The new Bank of Israel Law taking shape would allow the government to change the mechanism by which exchange rates for the shekel are set against other currencies.

The Finance Ministry published a draft of the new law yesterday, in which it wrote, "As a rule, the exchange rate [of the shekel] against foreign currencies will be set by the foreign currency market. But the government will be authorized, in consultation with the [Bank of Israel] governor, to determine another method for setting the exchange rate."

Also, the Bank of Israel would be entitled to intervene in the foreign currency market in order to achieve its ends and fulfill its functions, the draft law states.

The government would even be given broad powers to clap caps on the nature of currency deals. "Under special circumstances the government would be entitled, in consultation with the governor, to issue an injunction for a limited period of time that prohibits certain transactions in foreign currency with foreign residents, or outside Israel," the draft law goes on to state.

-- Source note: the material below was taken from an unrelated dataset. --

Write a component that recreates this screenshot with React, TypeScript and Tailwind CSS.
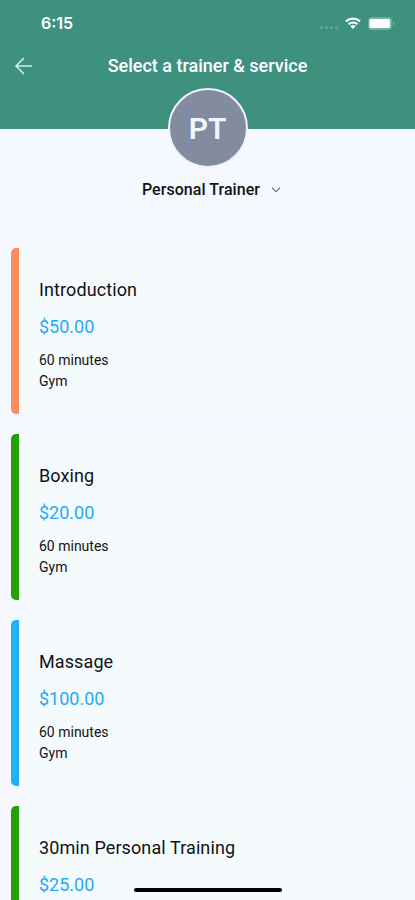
interface Service {
  name: string;
  price: string;
  duration?: string;
  location?: string;
  color: string;
}

const services: Service[] = [
  {
    name: "Introduction",
    price: "$50.00",
    duration: "60 minutes",
    location: "Gym",
    color: "bg-[#ff8c5d]",
  },
  {
    name: "Boxing",
    price: "$20.00",
    duration: "60 minutes",
    location: "Gym",
    color: "bg-[#22a006]",
  },
  {
    name: "Massage",
    price: "$100.00",
    duration: "60 minutes",
    location: "Gym",
    color: "bg-[#1fb2f8]",
  },
  {
    name: "30min Personal Training",
    price: "$25.00",
    color: "bg-[#22a006]",
  },
];

function StatusBar() {
  return (
    <div className="flex h-[46px] items-center justify-between pl-[41px] pr-[20px]">
      <span className="font-['Inter',sans-serif] text-[16px] font-semibold leading-none">
        6:15
      </span>
      <div className="flex items-center">
        <div className="mr-[7px] mt-[8px] flex gap-[2px] opacity-20">
          <span className="h-[3px] w-[3px] rounded-full bg-white" />
          <span className="h-[3px] w-[3px] rounded-full bg-white" />
          <span className="h-[3px] w-[3px] rounded-full bg-white" />
          <span className="h-[3px] w-[3px] rounded-full bg-white" />
        </div>
        <svg width="16" height="12" viewBox="0 0 16 12" fill="none">
          <path d="M1 4.4a10.2 10.2 0 0 1 14 0" stroke="white" strokeWidth="2.3" />
          <path d="M3.5 7.2a6.5 6.5 0 0 1 9 0" stroke="white" strokeWidth="2" />
          <path d="M8 12 5.4 9.3a3.8 3.8 0 0 1 5.2 0Z" fill="white" />
        </svg>
        <svg className="ml-[7px]" width="27" height="13" viewBox="0 0 27 13">
          <rect x="0.5" y="0.5" width="23" height="12" rx="3" fill="white" fillOpacity="0.3" stroke="white" strokeOpacity="0.15" />
          <rect x="1.5" y="2" width="20.5" height="9" rx="1.5" fill="white" />
          <path d="M25 4.5c1.6.6 1.6 3.4 0 4Z" fill="white" fillOpacity="0.4" />
        </svg>
      </div>
    </div>
  );
}

function ServiceCard({ service }: { service: Service }) {
  return (
    <div className="flex h-[166px] shrink-0 overflow-hidden rounded-[5px] bg-[#f5fafd]">
      <div className={`w-[7.5px] shrink-0 ${service.color}`} />
      <div className="pl-[20.5px] pt-[29.5px]">
        <h2 className="text-[18px] leading-6 tracking-[0.1px]">{service.name}</h2>
        <p className="mt-[13px] text-[18px] leading-6 text-[#27a9f5]">
          {service.price}
        </p>
        {service.duration && (
          <p className="mt-[11px] text-[14px] leading-[21px]">{service.duration}</p>
        )}
        {service.location && (
          <p className="text-[14px] leading-[21px]">{service.location}</p>
        )}
      </div>
    </div>
  );
}

export default function App() {
  return (
    <div className="relative h-[900px] w-[415px] overflow-hidden bg-[#f5f9ff] font-['Roboto',sans-serif] text-[#111315]">
      <header className="h-[129px] bg-[#3e917f] text-white">
        <StatusBar />
        <div className="flex h-[40px] items-center">
          <button className="ml-[14px] w-[18px]">
            <svg width="19" height="18" viewBox="0 0 19 18" fill="none" stroke="#d5efe6" strokeWidth="1.5">
              <path d="M18 9H2M10 1 2 9l8 8" />
            </svg>
          </button>
          <h1 className="flex-1 pb-[2px] pr-[32px] text-center text-[18px] font-medium">
            Select a trainer &amp; service
          </h1>
        </div>
      </header>

      {/* Trainer */}
      <div className="-mt-[41px] flex flex-col items-center">
        <div className="flex h-[80px] w-[80px] items-center justify-center rounded-full border-2 border-[#eef3fa] bg-[#838b9e] text-[30px] font-semibold text-[#f2f6fd]">
          PT
        </div>
        <button className="mt-[10px] flex h-6 items-center gap-[11px] pl-[8px] text-[16px] font-medium tracking-[0.05px]">
          Personal Trainer
          <svg width="10" height="6" viewBox="0 0 10 6" fill="none" stroke="#596273" strokeWidth="1.1">
            <path d="M1 .7 5 4.8 9 .7" />
          </svg>
        </button>
      </div>

      {/* Services */}
      <main className="mt-[46px] flex flex-col gap-5 px-[11px]">
        {services.map((service) => (
          <ServiceCard key={service.name} service={service} />
        ))}
      </main>

      {/* Home indicator */}
      <div className="absolute bottom-[8px] left-[134px] h-[4px] w-[148px] rounded-full bg-black" />
    </div>
  );
}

The bill has already passed the hurdle of the cabinet and will shortly be brought before the Ministerial Legislative Committee. If the committee approves the bill, it will be brought before the Knesset plenum for voting into law.

The law was formulated by the Finance Ministry together with the Bank of Israel after no less than 11 years of snarling disputes between the two bodies over its content. The Prime Minister's Office and the Justice Ministry also had a say in its formulation.

Under the new law, the Bank of Israel's main function remains assuring that consumer prices remain stable. "Price stability is essential for the sake of achieving important goals such as sustainable economic growth and a high level of investments and employment over time," the draft states.